## What the task requires:
Exactly as written, retype the listing below, omitting the pictures.

## Material provided:
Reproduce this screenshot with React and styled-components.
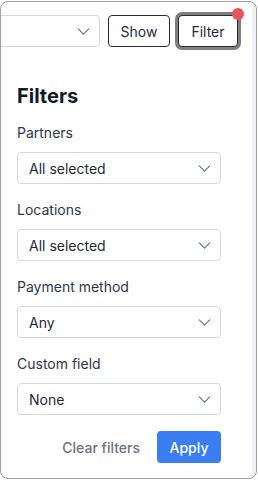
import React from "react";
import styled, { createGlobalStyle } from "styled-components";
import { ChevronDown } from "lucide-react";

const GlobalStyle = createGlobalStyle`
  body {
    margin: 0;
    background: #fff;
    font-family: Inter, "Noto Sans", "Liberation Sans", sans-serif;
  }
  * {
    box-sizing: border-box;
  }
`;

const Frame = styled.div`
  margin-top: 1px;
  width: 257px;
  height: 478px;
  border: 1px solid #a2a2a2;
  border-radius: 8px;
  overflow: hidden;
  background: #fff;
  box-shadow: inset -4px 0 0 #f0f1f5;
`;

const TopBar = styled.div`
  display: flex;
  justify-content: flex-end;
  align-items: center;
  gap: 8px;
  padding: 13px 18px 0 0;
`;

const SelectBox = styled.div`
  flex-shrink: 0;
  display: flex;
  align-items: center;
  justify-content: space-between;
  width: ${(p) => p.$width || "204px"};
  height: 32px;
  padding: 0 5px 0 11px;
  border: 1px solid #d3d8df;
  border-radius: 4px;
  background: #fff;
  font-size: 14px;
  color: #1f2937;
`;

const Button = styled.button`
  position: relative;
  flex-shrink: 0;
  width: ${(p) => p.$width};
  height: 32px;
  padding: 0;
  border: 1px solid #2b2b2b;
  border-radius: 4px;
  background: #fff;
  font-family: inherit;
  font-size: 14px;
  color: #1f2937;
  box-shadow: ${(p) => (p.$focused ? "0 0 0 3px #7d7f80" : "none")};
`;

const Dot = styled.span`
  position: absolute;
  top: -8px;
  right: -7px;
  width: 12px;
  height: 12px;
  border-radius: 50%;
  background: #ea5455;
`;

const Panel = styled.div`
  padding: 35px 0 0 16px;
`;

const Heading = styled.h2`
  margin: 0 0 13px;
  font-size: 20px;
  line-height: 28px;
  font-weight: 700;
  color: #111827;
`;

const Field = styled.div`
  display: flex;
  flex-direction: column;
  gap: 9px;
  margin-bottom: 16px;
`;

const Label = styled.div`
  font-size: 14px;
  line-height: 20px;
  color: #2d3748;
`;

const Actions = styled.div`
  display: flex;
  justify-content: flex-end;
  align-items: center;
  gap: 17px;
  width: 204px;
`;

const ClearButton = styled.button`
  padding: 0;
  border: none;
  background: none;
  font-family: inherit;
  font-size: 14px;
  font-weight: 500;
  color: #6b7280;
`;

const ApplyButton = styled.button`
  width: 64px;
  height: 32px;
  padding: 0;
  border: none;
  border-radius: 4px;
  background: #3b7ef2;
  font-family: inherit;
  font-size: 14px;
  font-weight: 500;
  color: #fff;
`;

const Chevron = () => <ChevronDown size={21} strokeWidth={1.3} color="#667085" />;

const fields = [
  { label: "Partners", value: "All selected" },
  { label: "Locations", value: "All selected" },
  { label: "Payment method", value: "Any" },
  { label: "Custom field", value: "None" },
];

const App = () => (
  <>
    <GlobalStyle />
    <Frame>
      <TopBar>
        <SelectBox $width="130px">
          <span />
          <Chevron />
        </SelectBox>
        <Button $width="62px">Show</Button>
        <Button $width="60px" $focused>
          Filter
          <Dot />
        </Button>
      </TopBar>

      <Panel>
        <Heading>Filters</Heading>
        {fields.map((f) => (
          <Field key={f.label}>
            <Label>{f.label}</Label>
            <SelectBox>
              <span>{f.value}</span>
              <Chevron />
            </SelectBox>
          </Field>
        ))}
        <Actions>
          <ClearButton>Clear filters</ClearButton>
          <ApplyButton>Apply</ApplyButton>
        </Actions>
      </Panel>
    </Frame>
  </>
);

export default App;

## Exercise result:
Reproduce this screenshot with React and styled-components.
import React from "react";
import styled, { createGlobalStyle } from "styled-components";
import { ChevronDown } from "lucide-react";

const GlobalStyle = createGlobalStyle`
  body {
    margin: 0;
    background: #fff;
    font-family: Inter, "Noto Sans", "Liberation Sans", sans-serif;
  }
  * {
    box-sizing: border-box;
  }
`;

const Frame = styled.div`
  margin-top: 1px;
  width: 257px;
  height: 478px;
  border: 1px solid #a2a2a2;
  border-radius: 8px;
  overflow: hidden;
  background: #fff;
  box-shadow: inset -4px 0 0 #f0f1f5;
`;

const TopBar = styled.div`
  display: flex;
  justify-content: flex-end;
  align-items: center;
  gap: 8px;
  padding: 13px 18px 0 0;
`;

const SelectBox = styled.div`
  flex-shrink: 0;
  display: flex;
  align-items: center;
  justify-content: space-between;
  width: ${(p) => p.$width || "204px"};
  height: 32px;
  padding: 0 5px 0 11px;
  border: 1px solid #d3d8df;
  border-radius: 4px;
  background: #fff;
  font-size: 14px;
  color: #1f2937;
`;

const Button = styled.button`
  position: relative;
  flex-shrink: 0;
  width: ${(p) => p.$width};
  height: 32px;
  padding: 0;
  border: 1px solid #2b2b2b;
  border-radius: 4px;
  background: #fff;
  font-family: inherit;
  font-size: 14px;
  color: #1f2937;
  box-shadow: ${(p) => (p.$focused ? "0 0 0 3px #7d7f80" : "none")};
`;

const Dot = styled.span`
  position: absolute;
  top: -8px;
  right: -7px;
  width: 12px;
  height: 12px;
  border-radius: 50%;
  background: #ea5455;
`;

const Panel = styled.div`
  padding: 35px 0 0 16px;
`;

const Heading = styled.h2`
  margin: 0 0 13px;
  font-size: 20px;
  line-height: 28px;
  font-weight: 700;
  color: #111827;
`;

const Field = styled.div`
  display: flex;
  flex-direction: column;
  gap: 9px;
  margin-bottom: 16px;
`;

const Label = styled.div`
  font-size: 14px;
  line-height: 20px;
  color: #2d3748;
`;

const Actions = styled.div`
  display: flex;
  justify-content: flex-end;
  align-items: center;
  gap: 17px;
  width: 204px;
`;

const ClearButton = styled.button`
  padding: 0;
  border: none;
  background: none;
  font-family: inherit;
  font-size: 14px;
  font-weight: 500;
  color: #6b7280;
`;

const ApplyButton = styled.button`
  width: 64px;
  height: 32px;
  padding: 0;
  border: none;
  border-radius: 4px;
  background: #3b7ef2;
  font-family: inherit;
  font-size: 14px;
  font-weight: 500;
  color: #fff;
`;

const Chevron = () => <ChevronDown size={21} strokeWidth={1.3} color="#667085" />;

const fields = [
  { label: "Partners", value: "All selected" },
  { label: "Locations", value: "All selected" },
  { label: "Payment method", value: "Any" },
  { label: "Custom field", value: "None" },
];

const App = () => (
  <>
    <GlobalStyle />
    <Frame>
      <TopBar>
        <SelectBox $width="130px">
          <span />
          <Chevron />
        </SelectBox>
        <Button $width="62px">Show</Button>
        <Button $width="60px" $focused>
          Filter
          <Dot />
        </Button>
      </TopBar>

      <Panel>
        <Heading>Filters</Heading>
        {fields.map((f) => (
          <Field key={f.label}>
            <Label>{f.label}</Label>
            <SelectBox>
              <span>{f.value}</span>
              <Chevron />
            </SelectBox>
          </Field>
        ))}
        <Actions>
          <ClearButton>Clear filters</ClearButton>
          <ApplyButton>Apply</ApplyButton>
        </Actions>
      </Panel>
    </Frame>
  </>
);

export default App;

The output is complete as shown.